Still, voters are not willing to pay taxes for more government. So they’ll settle for a combination of public and private enterprise. “The answer to the governmental cash crunch, from the federal to state and municipal levels, will be privatization,” says Victor Riley, chairman of KeyCorp, a banking company with outlets in eight states.

Though reluctant to lay out tax dollars, the people will be more than willing to invest in new private companies. “Savings and investment are fashionable,” says William Brockman, who surveys customers for Fidelity Investments. Especially saving for retirement--more people in their 40s are opening up individual retirement accounts today than ever have before. “Trendy is out; authentic is in,” Brockman says.

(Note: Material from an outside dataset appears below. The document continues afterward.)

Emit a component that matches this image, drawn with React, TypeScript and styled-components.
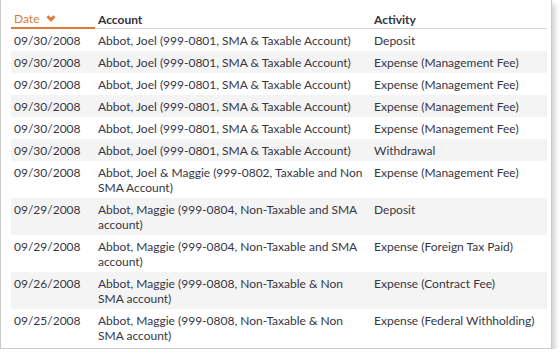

What will the next four years be like? To be sure, there’s always a chance that in reaction to the Cold War’s emphasis on international affairs, voters could replay 1920 when they replaced Woodrow Wilson with Warren G. Harding, a handsome but weak President whose Administration was marked by corruption.

More likely though, the next four years will be a return to the 1950s. Dwight Eisenhower was elected in 1952 to preside over a period of low interest rates, when Americans got the national house in order and built up sinew for later departures to the moon and beyond. A point to remember is that when Eisenhower was elected, with war raging in Korea, few predicted prosperity. They weren’t looking at the underlying trends.